Meine Damen und Herren, wir haben schon wiederholt darauf hingewiesen, daß im Grundgesetz in diesem Punkt eine ganze Reihe von Fehlerquellen verborgen liegt. Wir haben deshalb u. a. damals vor allem einen Bundessparkommissar verlangt — Sie werden sich daran erinnern, daß ich damals den Antrag auf Einsetzung eines Bundessparkommissars begründen durfte —, damit wir eine dem Parlament verantwortliche Stelle hätten, die diesen Dingen auf den Grund gehen konnte, die überprüfen konnte, ob und in welcher Höhe sich hier Verschiedenheiten in der Besteuerung ergeben hätten. Hätten wir damals bereits einen derartigen Bundessparkommissar eingesetzt, so würden wir jetzt nicht in solchem Maße auf Vermutungen und Schätzungen angewiesen sein, die in der Presse ja außerordentlich weit auseinandergehen. Während die einen sagen: es ist ein Objekt von 300 Millionen im Spiel, sagen andere: es sind mehrere Milliarden hierbei zu gewinnen oder zu verlieren. Würden wir deshalb diese Frage schon länger untersucht haben, würden wir heute über bessere Zahlenunterlagen verfügen. Jetzt, nachdem dieser Antrag der FDP vorliegt, wird uns nichts anderes übrig bleiben, als diese Ermittlungen, die wir bisher nicht haben anstellen können, und die Untersuchungen, die unbedingt notwendig sind, um ein klares Bild zu gewinnen, durchzuführen.

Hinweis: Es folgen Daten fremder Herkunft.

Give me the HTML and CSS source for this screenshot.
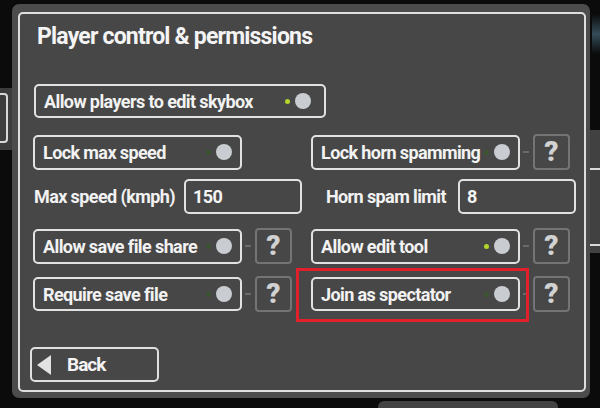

Die Schwierigkeiten dabei dürfen aber nicht verkannt werden. Denn welches Landesfinanzministerium wird freiwillig alle Dinge aufdecken, die es gemacht hat, um dem einen oder anderen Industriezweig oder dem einen oder anderen Betrieb besondere steuerliche Vorteile zu gewähren? Das sind doch Dinge, die ungewöhnlich schwer zu entdecken sein werden. Wir werden uns dieser Aufgabe aber nicht entziehen können, wenn die Behauptung des Bundesfinanzministers aufrechterhalten bleiben sollte, daß durch die Einrichtung einer einheitlichen Finanzverwaltung keinerlei zusätzliche finanzielle Reserven erschlossen werden könnten. Hier scheint mir das entscheidende Argument zu liegen. Dieses Argument können wir nur durch eine eingehende Untersuchung klären.
Ich bitte deshalb, diesen Antrag dem Ausschuß für Finanz- und Steuerfragen zu überweisen.